What to do with the number once you have it

True CPM is a decision tool, not a scoreboard. Three uses that pay back the effort of calculating it properly:

Cut the bottom quintile of any channel ruthlessly. Within cold email, the worst-performing sequences, segments, or SDRs usually carry a CPM 4-6x the channel average. Killing them improves the channel's blended CPM more than any optimisation.

Reinvest savings inside the channel before moving between channels. A channel that improves its qualified-meeting rate by 10 points often beats a reallocation to a "cheaper" channel that hasn't been measured honestly yet.

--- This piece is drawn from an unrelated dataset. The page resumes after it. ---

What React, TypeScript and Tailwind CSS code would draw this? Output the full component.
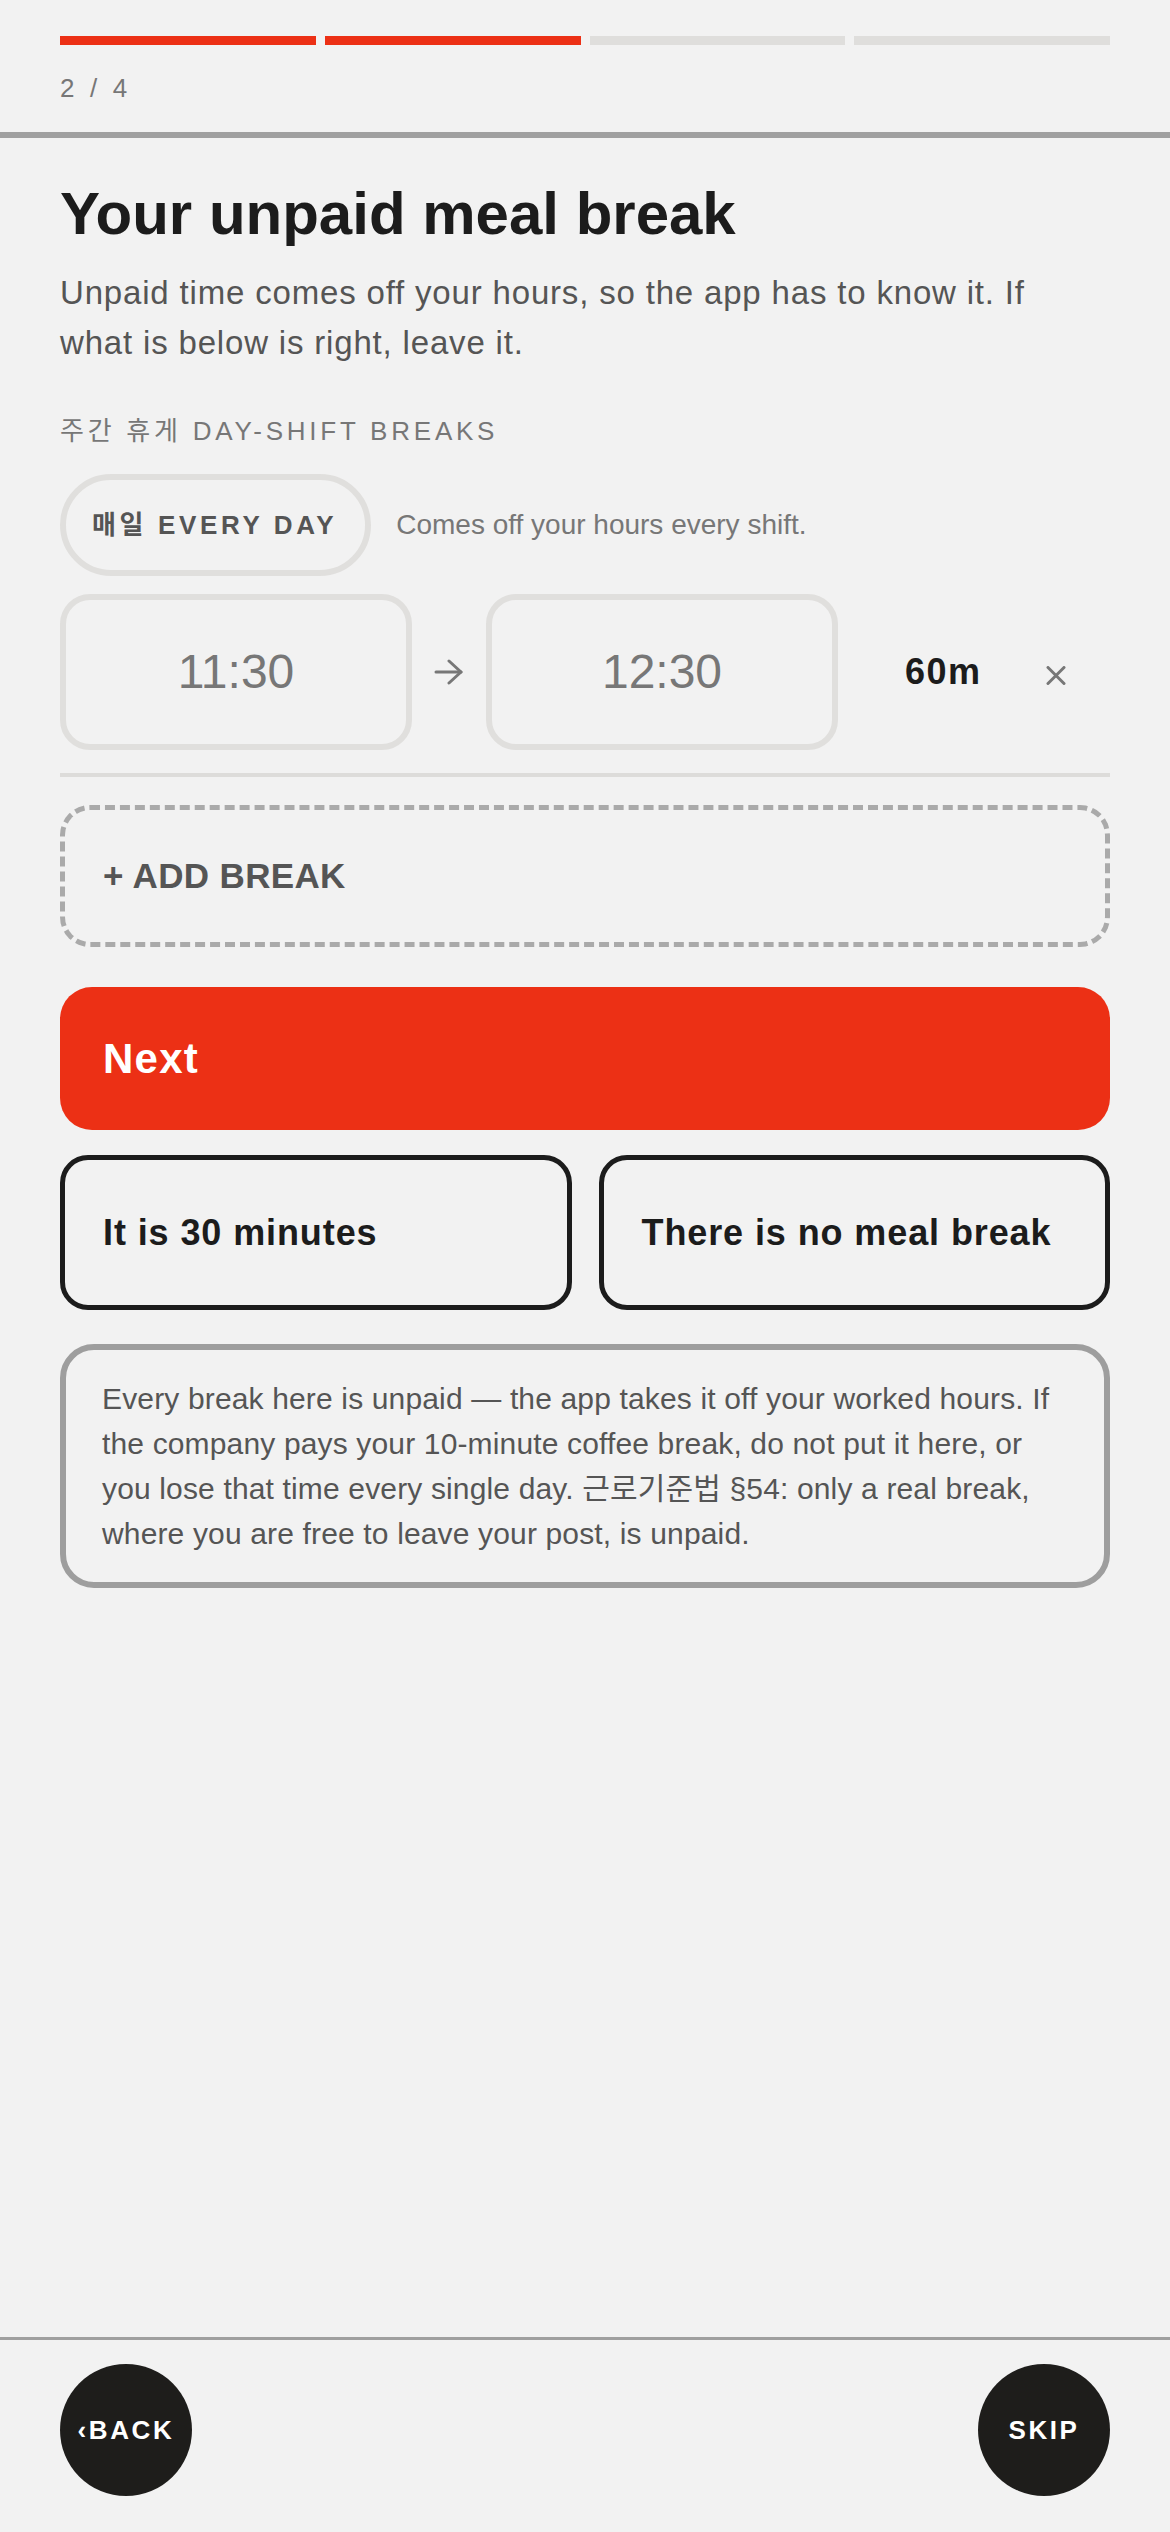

Re-run the calculation quarterly with the same definitions. CPM drift is a leading indicator: a channel whose true CPM is climbing for two consecutive quarters is decaying, even if booked-meeting volume looks stable.

The takeaway

  • Define one meeting standard (held-and-qualified is the most useful default) and apply it to every channel before you compare costs.
  • Build the four-bucket cost stack: direct spend, fully-loaded human time, supporting function allocation, and AE opportunity cost on unqualified meetings.
  • Report sourced and influenced separately, with fixed per-channel lookback windows, so slow channels aren't penalised for being slow.
  • Recalculate quarterly using identical definitions; rising true CPM is an earlier and more honest warning than falling meeting volume.